→ Your goal: Single out each line with the word "components" and copy it.

→ Stored data:
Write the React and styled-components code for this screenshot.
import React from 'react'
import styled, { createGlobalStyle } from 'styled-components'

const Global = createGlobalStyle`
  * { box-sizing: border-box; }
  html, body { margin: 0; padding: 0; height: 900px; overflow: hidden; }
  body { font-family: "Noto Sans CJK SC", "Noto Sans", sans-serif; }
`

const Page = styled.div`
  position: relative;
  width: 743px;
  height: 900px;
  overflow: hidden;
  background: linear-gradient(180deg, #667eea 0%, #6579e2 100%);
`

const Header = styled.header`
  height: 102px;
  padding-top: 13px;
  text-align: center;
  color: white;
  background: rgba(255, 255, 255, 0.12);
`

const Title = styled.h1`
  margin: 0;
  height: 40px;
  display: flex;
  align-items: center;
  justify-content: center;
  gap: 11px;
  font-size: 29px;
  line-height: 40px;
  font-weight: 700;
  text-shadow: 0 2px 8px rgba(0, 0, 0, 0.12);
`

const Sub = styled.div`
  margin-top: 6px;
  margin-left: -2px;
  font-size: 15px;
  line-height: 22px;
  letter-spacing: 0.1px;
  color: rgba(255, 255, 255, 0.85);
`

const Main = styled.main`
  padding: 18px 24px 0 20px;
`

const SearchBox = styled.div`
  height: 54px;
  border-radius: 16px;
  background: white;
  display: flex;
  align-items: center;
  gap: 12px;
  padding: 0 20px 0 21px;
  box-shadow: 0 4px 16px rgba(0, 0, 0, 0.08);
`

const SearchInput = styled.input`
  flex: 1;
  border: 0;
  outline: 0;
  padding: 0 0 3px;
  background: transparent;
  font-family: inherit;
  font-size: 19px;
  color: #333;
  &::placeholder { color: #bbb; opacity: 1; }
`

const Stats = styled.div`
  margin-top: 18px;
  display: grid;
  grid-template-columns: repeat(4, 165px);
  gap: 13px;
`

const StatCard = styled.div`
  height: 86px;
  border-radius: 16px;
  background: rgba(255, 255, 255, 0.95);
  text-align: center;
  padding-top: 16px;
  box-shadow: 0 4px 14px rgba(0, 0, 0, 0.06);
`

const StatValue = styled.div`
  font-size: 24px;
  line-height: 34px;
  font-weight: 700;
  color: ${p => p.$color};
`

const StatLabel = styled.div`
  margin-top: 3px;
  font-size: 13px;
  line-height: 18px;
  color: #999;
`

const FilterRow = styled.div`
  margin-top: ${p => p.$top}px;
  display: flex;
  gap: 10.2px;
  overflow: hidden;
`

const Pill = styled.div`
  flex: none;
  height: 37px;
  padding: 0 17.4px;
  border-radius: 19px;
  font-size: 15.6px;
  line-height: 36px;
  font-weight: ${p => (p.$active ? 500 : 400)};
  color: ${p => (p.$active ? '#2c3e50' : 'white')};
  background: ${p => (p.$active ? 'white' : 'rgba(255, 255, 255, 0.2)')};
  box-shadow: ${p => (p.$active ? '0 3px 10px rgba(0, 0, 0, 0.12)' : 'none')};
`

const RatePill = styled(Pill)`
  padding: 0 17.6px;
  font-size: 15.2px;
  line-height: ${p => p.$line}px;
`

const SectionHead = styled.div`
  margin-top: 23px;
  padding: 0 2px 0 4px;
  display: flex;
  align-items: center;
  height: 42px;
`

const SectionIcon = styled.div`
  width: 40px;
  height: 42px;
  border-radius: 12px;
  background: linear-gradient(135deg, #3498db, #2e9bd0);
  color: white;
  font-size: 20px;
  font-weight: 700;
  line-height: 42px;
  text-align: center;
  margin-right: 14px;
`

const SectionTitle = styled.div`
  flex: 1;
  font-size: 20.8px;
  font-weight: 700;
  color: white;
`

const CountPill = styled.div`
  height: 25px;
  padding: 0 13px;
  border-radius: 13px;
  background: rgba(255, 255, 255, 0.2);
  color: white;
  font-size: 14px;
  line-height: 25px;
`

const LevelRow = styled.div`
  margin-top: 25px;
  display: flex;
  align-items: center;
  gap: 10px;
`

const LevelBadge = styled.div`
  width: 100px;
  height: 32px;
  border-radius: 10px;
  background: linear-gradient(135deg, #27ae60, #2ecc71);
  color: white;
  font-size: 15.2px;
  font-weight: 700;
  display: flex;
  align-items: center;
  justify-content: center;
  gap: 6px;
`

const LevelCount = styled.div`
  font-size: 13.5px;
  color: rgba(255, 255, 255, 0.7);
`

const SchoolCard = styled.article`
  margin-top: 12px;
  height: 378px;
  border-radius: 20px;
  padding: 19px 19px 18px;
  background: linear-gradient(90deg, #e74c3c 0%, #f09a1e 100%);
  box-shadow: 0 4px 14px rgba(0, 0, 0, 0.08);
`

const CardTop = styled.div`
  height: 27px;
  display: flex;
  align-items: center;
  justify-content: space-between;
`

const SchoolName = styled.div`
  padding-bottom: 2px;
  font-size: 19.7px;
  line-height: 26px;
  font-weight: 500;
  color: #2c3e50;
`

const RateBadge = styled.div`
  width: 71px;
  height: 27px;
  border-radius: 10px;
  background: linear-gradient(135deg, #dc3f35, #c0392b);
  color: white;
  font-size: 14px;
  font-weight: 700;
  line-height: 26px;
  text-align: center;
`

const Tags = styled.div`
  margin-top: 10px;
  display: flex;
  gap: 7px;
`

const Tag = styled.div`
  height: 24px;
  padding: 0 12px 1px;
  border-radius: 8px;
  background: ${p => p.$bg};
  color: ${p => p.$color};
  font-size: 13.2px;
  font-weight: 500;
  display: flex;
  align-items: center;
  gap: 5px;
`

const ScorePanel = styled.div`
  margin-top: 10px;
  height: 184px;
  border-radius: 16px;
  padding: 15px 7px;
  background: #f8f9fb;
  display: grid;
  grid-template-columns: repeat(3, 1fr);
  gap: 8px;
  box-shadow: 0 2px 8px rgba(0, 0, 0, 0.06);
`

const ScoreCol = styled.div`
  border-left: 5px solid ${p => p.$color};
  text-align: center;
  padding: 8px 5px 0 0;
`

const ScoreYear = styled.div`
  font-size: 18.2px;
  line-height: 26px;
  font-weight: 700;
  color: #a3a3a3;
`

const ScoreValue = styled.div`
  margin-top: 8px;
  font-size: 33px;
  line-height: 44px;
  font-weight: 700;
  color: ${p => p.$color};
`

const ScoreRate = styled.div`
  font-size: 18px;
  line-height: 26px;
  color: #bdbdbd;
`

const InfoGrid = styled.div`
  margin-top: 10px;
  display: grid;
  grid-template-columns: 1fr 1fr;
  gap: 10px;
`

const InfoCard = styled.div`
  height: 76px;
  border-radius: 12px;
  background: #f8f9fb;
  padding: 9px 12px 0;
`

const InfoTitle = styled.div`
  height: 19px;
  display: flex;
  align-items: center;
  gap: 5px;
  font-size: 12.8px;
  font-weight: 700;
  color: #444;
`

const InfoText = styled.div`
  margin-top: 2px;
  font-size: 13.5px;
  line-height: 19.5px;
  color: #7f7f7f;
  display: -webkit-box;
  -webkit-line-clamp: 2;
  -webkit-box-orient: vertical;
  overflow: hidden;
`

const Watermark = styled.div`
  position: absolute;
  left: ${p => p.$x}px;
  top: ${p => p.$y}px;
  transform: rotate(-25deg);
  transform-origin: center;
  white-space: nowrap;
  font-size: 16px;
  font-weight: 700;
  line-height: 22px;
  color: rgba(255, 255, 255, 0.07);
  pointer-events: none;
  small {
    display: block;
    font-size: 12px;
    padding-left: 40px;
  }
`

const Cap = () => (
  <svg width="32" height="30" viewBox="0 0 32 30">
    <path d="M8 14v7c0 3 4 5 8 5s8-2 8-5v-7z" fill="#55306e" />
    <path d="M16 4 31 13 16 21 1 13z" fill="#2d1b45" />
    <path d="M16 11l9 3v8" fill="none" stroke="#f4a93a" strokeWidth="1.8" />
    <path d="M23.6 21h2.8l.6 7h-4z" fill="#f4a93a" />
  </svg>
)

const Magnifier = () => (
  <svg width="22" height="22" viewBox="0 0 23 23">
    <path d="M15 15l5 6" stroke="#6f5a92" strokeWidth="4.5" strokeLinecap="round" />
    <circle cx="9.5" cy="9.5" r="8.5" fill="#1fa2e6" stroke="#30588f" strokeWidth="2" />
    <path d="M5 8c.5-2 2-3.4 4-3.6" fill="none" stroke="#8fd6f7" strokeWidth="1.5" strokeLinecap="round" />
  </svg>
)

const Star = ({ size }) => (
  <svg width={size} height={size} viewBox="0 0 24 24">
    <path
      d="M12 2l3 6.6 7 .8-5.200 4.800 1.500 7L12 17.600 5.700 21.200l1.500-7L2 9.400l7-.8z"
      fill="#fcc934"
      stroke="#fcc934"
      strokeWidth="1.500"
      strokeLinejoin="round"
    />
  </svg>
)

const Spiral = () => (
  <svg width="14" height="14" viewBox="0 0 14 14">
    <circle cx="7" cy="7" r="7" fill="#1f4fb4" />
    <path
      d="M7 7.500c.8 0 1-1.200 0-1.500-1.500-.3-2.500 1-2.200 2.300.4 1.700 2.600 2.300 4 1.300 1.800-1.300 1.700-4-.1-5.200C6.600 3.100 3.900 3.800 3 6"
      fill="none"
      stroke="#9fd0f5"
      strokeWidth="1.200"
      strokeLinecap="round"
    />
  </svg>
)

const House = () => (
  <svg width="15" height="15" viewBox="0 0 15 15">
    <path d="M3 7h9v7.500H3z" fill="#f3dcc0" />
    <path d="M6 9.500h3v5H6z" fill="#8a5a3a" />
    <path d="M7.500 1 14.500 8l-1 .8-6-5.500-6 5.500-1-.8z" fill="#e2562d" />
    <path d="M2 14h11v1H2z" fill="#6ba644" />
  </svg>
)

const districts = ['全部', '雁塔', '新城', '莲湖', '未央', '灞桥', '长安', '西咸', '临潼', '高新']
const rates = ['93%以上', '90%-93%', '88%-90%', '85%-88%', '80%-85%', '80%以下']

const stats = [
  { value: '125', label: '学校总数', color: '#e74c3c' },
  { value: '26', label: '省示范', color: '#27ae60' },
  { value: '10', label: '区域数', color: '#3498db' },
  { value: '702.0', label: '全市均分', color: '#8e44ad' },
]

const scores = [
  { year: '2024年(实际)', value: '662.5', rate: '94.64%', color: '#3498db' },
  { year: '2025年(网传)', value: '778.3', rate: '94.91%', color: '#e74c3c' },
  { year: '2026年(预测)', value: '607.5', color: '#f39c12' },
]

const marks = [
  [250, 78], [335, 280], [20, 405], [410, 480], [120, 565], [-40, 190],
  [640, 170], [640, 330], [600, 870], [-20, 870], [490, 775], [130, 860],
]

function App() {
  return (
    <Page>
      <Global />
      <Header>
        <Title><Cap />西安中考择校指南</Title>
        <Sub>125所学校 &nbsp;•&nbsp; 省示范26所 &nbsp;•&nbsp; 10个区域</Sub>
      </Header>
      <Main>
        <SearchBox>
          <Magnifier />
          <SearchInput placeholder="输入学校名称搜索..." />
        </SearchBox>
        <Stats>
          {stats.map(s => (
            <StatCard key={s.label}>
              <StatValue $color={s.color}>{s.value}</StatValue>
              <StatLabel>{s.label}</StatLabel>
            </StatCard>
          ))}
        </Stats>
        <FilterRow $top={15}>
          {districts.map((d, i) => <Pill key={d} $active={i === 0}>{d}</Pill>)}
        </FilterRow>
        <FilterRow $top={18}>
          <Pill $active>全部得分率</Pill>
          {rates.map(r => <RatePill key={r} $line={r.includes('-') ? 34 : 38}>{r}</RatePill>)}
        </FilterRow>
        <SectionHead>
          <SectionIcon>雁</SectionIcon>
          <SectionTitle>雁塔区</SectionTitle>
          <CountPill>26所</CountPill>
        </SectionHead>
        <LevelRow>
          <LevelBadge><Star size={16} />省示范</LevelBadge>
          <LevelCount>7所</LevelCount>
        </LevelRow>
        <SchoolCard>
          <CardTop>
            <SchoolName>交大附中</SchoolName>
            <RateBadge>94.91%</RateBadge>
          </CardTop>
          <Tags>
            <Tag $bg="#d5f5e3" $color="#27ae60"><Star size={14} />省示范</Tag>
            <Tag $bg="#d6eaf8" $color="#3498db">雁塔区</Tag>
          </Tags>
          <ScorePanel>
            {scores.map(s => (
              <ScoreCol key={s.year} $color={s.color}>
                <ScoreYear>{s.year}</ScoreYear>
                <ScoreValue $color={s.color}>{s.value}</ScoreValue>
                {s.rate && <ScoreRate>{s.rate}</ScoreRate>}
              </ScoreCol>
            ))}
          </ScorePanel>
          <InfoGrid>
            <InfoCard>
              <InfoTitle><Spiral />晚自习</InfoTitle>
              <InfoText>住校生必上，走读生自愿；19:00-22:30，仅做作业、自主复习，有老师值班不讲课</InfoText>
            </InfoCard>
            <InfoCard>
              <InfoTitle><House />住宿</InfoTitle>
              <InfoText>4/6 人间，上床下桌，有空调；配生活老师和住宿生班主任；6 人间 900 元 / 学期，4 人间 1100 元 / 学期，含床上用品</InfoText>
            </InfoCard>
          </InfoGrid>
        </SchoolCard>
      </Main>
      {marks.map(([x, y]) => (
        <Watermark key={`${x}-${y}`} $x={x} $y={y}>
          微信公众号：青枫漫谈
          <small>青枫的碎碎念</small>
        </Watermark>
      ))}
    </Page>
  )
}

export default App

→ Reply to the exercise:
Write the React and styled-components code for this screenshot.
import styled, { createGlobalStyle } from 'styled-components'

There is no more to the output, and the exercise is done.